Lenders optimistic for spring season in Fannie Mae survey
While lenders in Fannie Mae's latest quarterly survey were more likely than not to report decreased demand across all mortgage types, they also showed increased optimism that the spring season will see robust demand for home buying. The share of lenders expecting higher profit margins in the near future also saw some improvement.
"While more lenders anticipate declining rather than rising profit margins, continuing the trend that started in the fourth quarter of 2016, the net share expecting falling profit margins decreased from a survey high in the prior quarter to the lowest share in nearly two years," said Doug Duncan, senior vice president and chief economist at Fannie Mae. "Lenders' improved demand outlook going into the spring selling season bodes well for our forecast of relatively flat mortgage volume this year following the double-digit drop in 2018."
Lenders typically report cyclical demand, with more people seeking mortgages during the spring and summer months and fewer people applying in the fall or winter. However, the net share of lenders reporting increased demand during these peaks has been slipping somewhat in recent years, with refinance mortgage demand showing a notable drop.
A net share of 29 percent of respondents in the first quarter of 2019 said there had been a decrease in demand for GSE eligible mortgages in the past three months. These types of loans are backed by government-sponsored enterprises like Fannie Mae or Freddie Mac. In the first quarter of 2018, a net share of 9 percent reported less demand.
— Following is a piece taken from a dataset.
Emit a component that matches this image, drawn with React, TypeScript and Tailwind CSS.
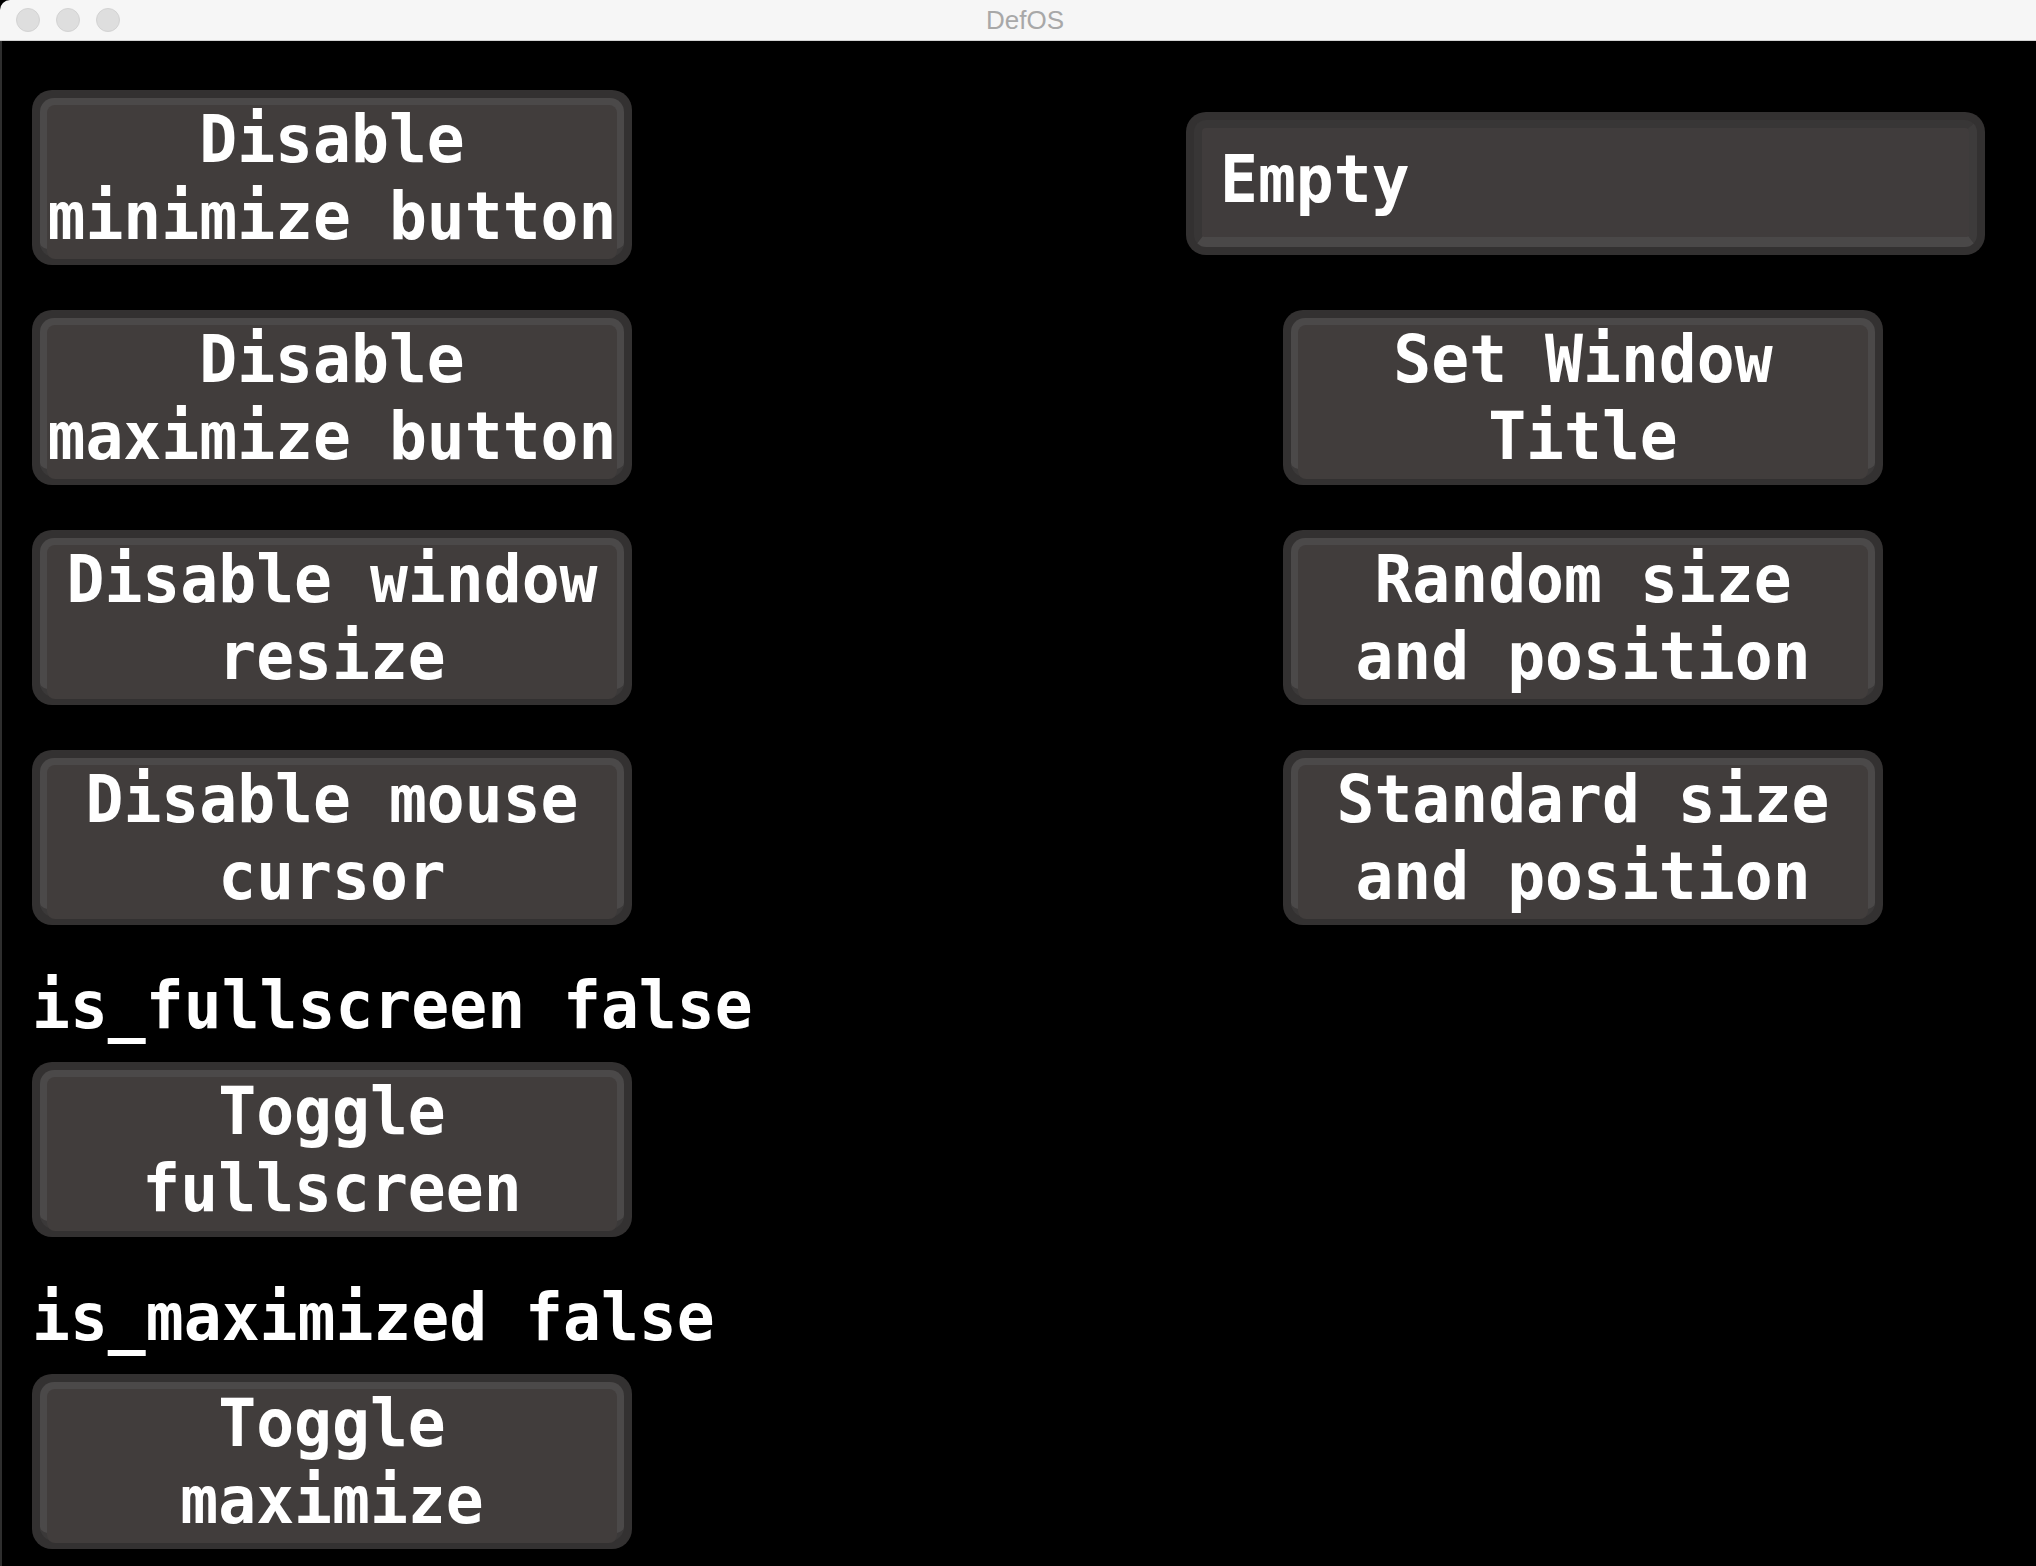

However, 41 percent on net said they expect GSE-eligible mortgage demand to increase in the next three months, a year-over-year increase of 3 percentage points.
A net share of 12 percent said demand for non-GSE eligible mortgages was down in the past three months, compared to the first quarter of 2018 when the share of lenders reporting increased or decreased demand was equal. A net share of 47 percent said they think demand for this type of mortgage will go up in the near future, up from 35 percent at the start of 2018.
For government-backed loans, a net share of 32 percent said demand has gone down in the past three months; the net share stood at 14 percent in the first quarter of 2018. Forty percent on net said they think demand for this type of mortgage will increase, a year-over-year gain of 9 percentage points.
Across all loan types, a net share of about one-third of lenders reported less demand in the past three months. While respondents still considered it unlikely that refinance mortgage demand will improve in the next three months, the net share was greatly improved. Between 4 and 6 percent on net said they expect decreased demand for refinance mortgages in the near future, compared to a net share of between 51 percent and 59 percent who expected decreased demand in the first quarter of 2018.
Lenders continued to report that they were easing their credit standards. A net share of 11 percent said they had done so for non-GSE eligible loans in the past three months, while 8 percent had done so for government loans and 2 percent had done so for GSE eligible loans. On net, 10 percent said they expect to ease standards for non-GSE eligible loans in the next three months, along with 6 percent who plan to do so for government loans and 4 percent who plan to do so for GSE eligible loans.
For the 10th consecutive quarter, more lenders expected their profit margins to shrink rather than grow. In the first quarter of the year, 28 percent said they think their profits will decrease while 20 percent said their profits will likely increase. However, the share of lenders with a negative outlook on their profit margin was at its lowest point since the third quarter of 2016.
A majority of lenders expecting a smaller profit margin—77 percent—said competition from other lenders will cut into their profits. Twenty-nine percent said less demand from consumers would be a factor, while 18 percent cited staffing factors such as personnel costs.
Forty-seven percent of those expecting higher profits credited operational efficiency, while 42 percent said staffing reductions would play a part. Forty-one percent said they expect increased consumer demand to boost their profits.
Just 35 percent of lenders polled for the survey said they think home prices will go up in the next 12 months, down from 69 percent in the previous year. Fifteen percent said they think prices will decrease, up from 7 percent in the first quarter of 2018.
Lenders were slightly more likely to consider it easy to get a mortgage, with 56 percent saying they think it's easy for borrowers to secure a loan today – a year-over-year increase of 4 percentage points. Forty-four percent said they think it's difficult for borrowers to get a mortgage, down 2 percentage points from the previous year.
Eighty percent of lenders said they consider the U.S. economy to be on the right track, down 5 percentage points from the previous year. Thirteen percent said they believe the economy is on the wrong track, up 3 percentage points from the first quarter of 2018.
Fannie Mae's Mortgage Lender Sentiment Survey is issued online each quarter to the senior executives at Fannie Mae's lending institution partners. The survey for the first quarter of 2019 polled a total of 184 executives.